What CRM workflow automation should connect

CRM workflow automation connecting lead management, onboarding, support tickets, billing, and marketing workflows

Good CRM workflow automation connects moments where information usually gets lost.

Start with the handoffs.

A new lead becomes a qualified opportunity. A won deal becomes an onboarding task. A support ticket becomes a renewal risk. A failed payment becomes a sales visibility issue. A campaign response becomes a sales follow-up.

These are not separate stories. They are one customer journey moving through different teams.

Useful CRM workflows usually do four things:

  1. Move customer data into the right system.
  2. Notify the right owner at the right time.
  3. Check whether key fields are missing.
  4. Keep the customer record updated after each handoff.

Nothing magical.

Just less forgetting.

Use case: from closed deal to support and billing readiness

Imagine a B2B company where sales closes a new annual contract. The rep marks the opportunity as “Closed Won” in the CRM. After that, three things need to happen.

Support needs to know the customer tier and onboarding date. Marketing needs to stop sending acquisition emails. Billing needs company details, invoice terms, tax information, and the correct plan.

Without automation, this becomes a small mess. The rep sends a message to support. Billing asks for missing fields. Marketing does not update the segment until next week. The customer gets a “book a demo” email after already buying.

A CRM workflow can trigger from the deal stage change, check whether required fields are complete, create the billing handoff, update the marketing segment, and send support a clean onboarding brief.

This is a good moment to explain what is workflow automation: it is the logic that moves work through steps, rules, systems, and people without relying on memory every time.

One catch: the workflow only works if the required fields are agreed upfront. If sales can close a deal with missing billing data, billing will still inherit the mess. Automation cannot rescue a lazy rule.

Where AI can help inside CRM workflows

AI assisting CRM workflow automation with sales, support, billing, and customer data management

AI is useful when the input is messy but the next step is predictable.

For example, AI can summarize a support ticket before it becomes a renewal-risk alert. It can classify an inbound demo request by urgency. It can draft a short account brief for a sales rep before a follow-up call. It can detect that a billing complaint mentions cancellation risk.

The workflow still needs rules.

AI can prepare context. The workflow decides where that context goes. The human owns the sensitive decision.

Salesforce’s State of Sales report found that reps spend only 30% of their time selling during an average week, with much of the rest going into manual and administrative work. That is exactly where CRM workflow automation can help: not by replacing sales judgment, but by reducing the admin drag around it.

Common beginner mistakes

The first mistake is automating around dirty data. If lifecycle stages, plan names, customer IDs, or billing fields are inconsistent, the workflow will spread inconsistency faster.
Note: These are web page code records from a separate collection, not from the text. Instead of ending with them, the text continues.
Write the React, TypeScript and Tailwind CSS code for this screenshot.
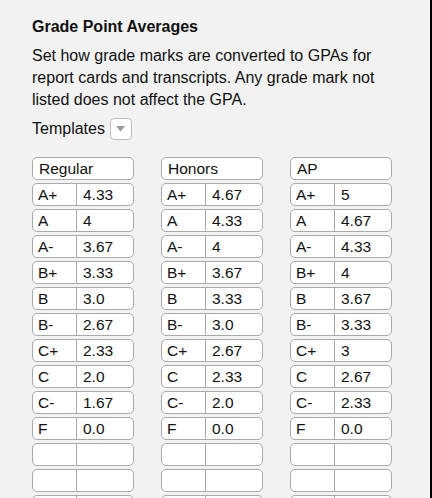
import React from "react";

type Scale = { name: string; rows: [string, string][] };

const scales: Scale[] = [
  {
    name: "Regular",
    rows: [
      ["A+", "4.33"], ["A", "4"], ["A-", "3.67"], ["B+", "3.33"], ["B", "3.0"],
      ["B-", "2.67"], ["C+", "2.33"], ["C", "2.0"], ["C-", "1.67"], ["F", "0.0"],
    ],
  },
  {
    name: "Honors",
    rows: [
      ["A+", "4.67"], ["A", "4.33"], ["A-", "4"], ["B+", "3.67"], ["B", "3.33"],
      ["B-", "3.0"], ["C+", "2.67"], ["C", "2.33"], ["C-", "2.0"], ["F", "0.0"],
    ],
  },
  {
    name: "AP",
    rows: [
      ["A+", "5"], ["A", "4.67"], ["A-", "4.33"], ["B+", "4"], ["B", "3.67"],
      ["B-", "3.33"], ["C+", "3"], ["C", "2.67"], ["C-", "2.33"], ["F", "0.0"],
    ],
  },
];

function ScaleColumn({ scale }: { scale: Scale }) {
  const rows = [...scale.rows, ["", ""], ["", ""], ["", ""], ["", ""]];
  return (
    <div className="flex w-[102px] flex-col gap-[3px] text-[15.5px]">
      <div className="h-[23px] rounded-[5px] border border-[#a9a9a9] bg-white pl-[6px] leading-[21px]">
        {scale.name}
      </div>
      {rows.map(([grade, gpa], i) => (
        <div
          key={i}
          className="flex h-[23px] shrink-0 rounded-[5px] border border-[#a9a9a9] bg-white leading-[21px]"
        >
          <div className="w-[44px] border-r border-[#a9a9a9] pl-[5px]">{grade}</div>
          <div className="flex-1 pl-[6px]">{gpa}</div>
        </div>
      ))}
    </div>
  );
}

export default function App() {
  return (
    <div
      className="h-[498px] w-[432px] overflow-hidden border-r-2 border-black bg-[#f2f2f2] pl-8 pt-[17px] text-[16px] text-[#111]"
      style={{ fontFamily: '"Liberation Sans", Arial, sans-serif' }}
    >
      <h1 className="text-[16px] font-bold leading-5">Grade Point Averages</h1>
      <p className="mt-2 w-[345px] leading-[22px]">
        Set how grade marks are converted to GPAs for report cards and transcripts. Any grade mark
        not listed does not affect the GPA.
      </p>
      <div className="mt-[7px] flex items-center gap-[5px]">
        <span className="leading-[22px]">Templates</span>
        <button className="flex h-[22px] w-[22px] items-center justify-center rounded-[4px] border border-[#bcbcbc] bg-white">
          <svg width="9" height="6" viewBox="0 0 9 6">
            <path d="M0 0 L9 0 L4.5 5.5 Z" fill="#9a9a9a" />
          </svg>
        </button>
      </div>
      <div className="mt-[17px] flex gap-[27px]">
        {scales.map((s) => (
          <ScaleColumn key={s.name} scale={s} />
        ))}
      </div>
    </div>
  );
}
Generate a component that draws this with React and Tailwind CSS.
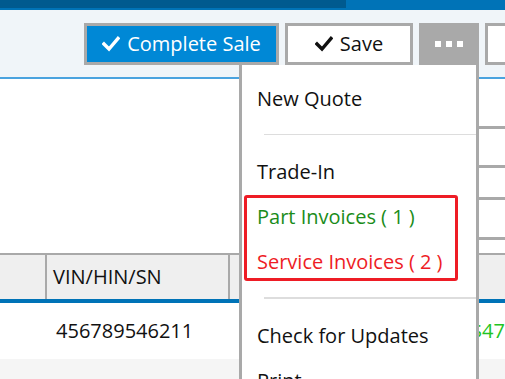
function CheckMark({ className }) {
  return (
    <svg viewBox="0 0 18 16" className={className} fill="none">
      <path d="M2 8 L7 13 L16 2.5" stroke="currentColor" strokeWidth="3.4" strokeLinecap="square" />
    </svg>
  );
}

function MenuItem({ children, color = "text-[#111]" }) {
  return (
    <div className={`flex h-[45px] items-center pl-[15px] ${color}`}>{children}</div>
  );
}

export default function App() {
  return (
    <div
      className="relative h-[379px] w-[505px] overflow-hidden bg-white text-[20px] text-[#111]"
      style={{ fontFamily: '"Open Sans", "Noto Sans", sans-serif' }}
    >
      {/* top strip */}
      <div className="h-[10px] bg-[#0073b7]">
        <div className="h-[8px] w-[346px] bg-[#005a8f]" />
      </div>

      {/* toolbar */}
      <div className="flex h-[67px] items-start gap-[6px] bg-[#f0f5f9] pl-[84px] pt-[13px]">
        <button className="flex h-[42px] w-[195px] shrink-0 items-center justify-center gap-[7px] border-[3px] border-[#a9a9a9] bg-[#0088d6] text-white">
          <CheckMark className="h-[16px] w-[18px]" />
          <span className="leading-none">Complete Sale</span>
        </button>
        <button className="flex h-[42px] w-[128px] shrink-0 items-center justify-center gap-[7px] border-[3px] border-[#a9a9a9] bg-white text-[#111]">
          <CheckMark className="h-[16px] w-[18px]" />
          <span className="leading-none">Save</span>
        </button>
        <button className="flex h-[42px] w-[60px] shrink-0 items-center justify-center gap-[5px] bg-[#a9a9a9]">
          <span className="h-[6px] w-[6px] bg-white" />
          <span className="h-[6px] w-[6px] bg-white" />
          <span className="h-[6px] w-[6px] bg-white" />
        </button>
        <button className="h-[42px] w-[60px] shrink-0 border-[3px] border-[#a9a9a9] bg-white" />
      </div>
      <div className="h-[2px] bg-[#4aa3df]" />

      {/* form area */}
      <div className="flex h-[174px]">
        <div className="flex-1" />
        <div className="flex w-[26px] flex-col pt-[47px]">
          <div className="h-[39px] border-t-[3px] border-[#a9a9a9]" />
          <div className="h-[32px] border-t-[3px] border-[#a9a9a9]" />
          <div className="h-[40px] border-t-[3px] border-[#a9a9a9]" />
          <div className="border-t-[3px] border-[#a9a9a9]" />
        </div>
      </div>

      {/* table */}
      <div className="flex h-[46px] border-t-2 border-[#a9a9a9] bg-[#efefef]">
        <div className="w-[47px] border-r-2 border-[#a9a9a9]" />
        <div className="flex w-[183px] items-center border-r-2 border-[#a9a9a9] pl-[6px]">VIN/HIN/SN</div>
        <div className="flex-1" />
      </div>
      <div className="h-[4px] bg-[#0073b7]" />
      <div className="flex h-[56px] items-center">
        <div className="w-[57px]" />
        <div className="w-[422px]">456789546211</div>
        <div className="text-[#22c422]">$47</div>
      </div>
      <div className="h-[30px] bg-[#f5f5f5]" />

      {/* dropdown menu */}
      <div className="absolute left-[239px] top-[65px] h-[330px] w-[240px] border-x-[3px] border-b-[3px] border-[#a9a9a9] bg-white pt-[11px]">
        <MenuItem>New Quote</MenuItem>
        <div className="ml-[22px] mt-[13px] h-px bg-[#dddddd]" />
        <div className="mt-[14px]">
          <MenuItem>Trade-In</MenuItem>
        </div>
        <MenuItem color="text-[#1a8c1a]">Part Invoices ( 1 )</MenuItem>
        <MenuItem color="text-[#ee1c25]">Service Invoices ( 2 )</MenuItem>
        <div className="ml-[22px] mt-[13px] h-[2px] bg-[#dddddd]" />
        <div className="mt-[14px]">
          <MenuItem>Check for Updates</MenuItem>
        </div>
        <MenuItem>Print</MenuItem>

        {/* annotation box */}
        <div className="absolute left-[2px] top-[130px] h-[86px] w-[214px] rounded-[3px] border-[3px] border-[#ee1c25]" />
      </div>
    </div>
  );
}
The second mistake is connecting tools without defining ownership. A workflow should answer: who acts next, what information do they need, and what happens if the data is missing?

The third mistake is treating every exception as the starting point. Do not begin with the rare refund edge case. Start with the boring handoff that happens every day.

The fourth mistake is hiding automation from teams. Sales, support, marketing, and billing should understand what gets updated automatically and where manual review still matters.

Where CRM workflow automation can break

CRM workflow automation breaks when teams confuse visibility with alignment.

A shared dashboard does not mean people agree on the process. A synced field does not mean the value is correct. A notification does not mean the next owner has enough context.

Friday afternoon. A support lead sees a ticket from a “new customer.” Sales says the account is enterprise. Billing says the contract is still pending. Marketing says the customer is still in a trial sequence.

The CRM has records.

The workflow has no truth.

Fix the truth first.

A practical way to start

Pick one customer handoff that creates repeated confusion. Closed deal to onboarding. Support ticket to account manager. Failed payment to customer success. Lead qualification to sales follow-up.

Map the current path. Find the missing fields. Define the owner. Decide what should happen when information is incomplete.

Then automate the boring part.

CRM workflow automation is not about stuffing more data into the CRM. It is about making sure sales, support, marketing, and billing stop working from separate versions of the customer.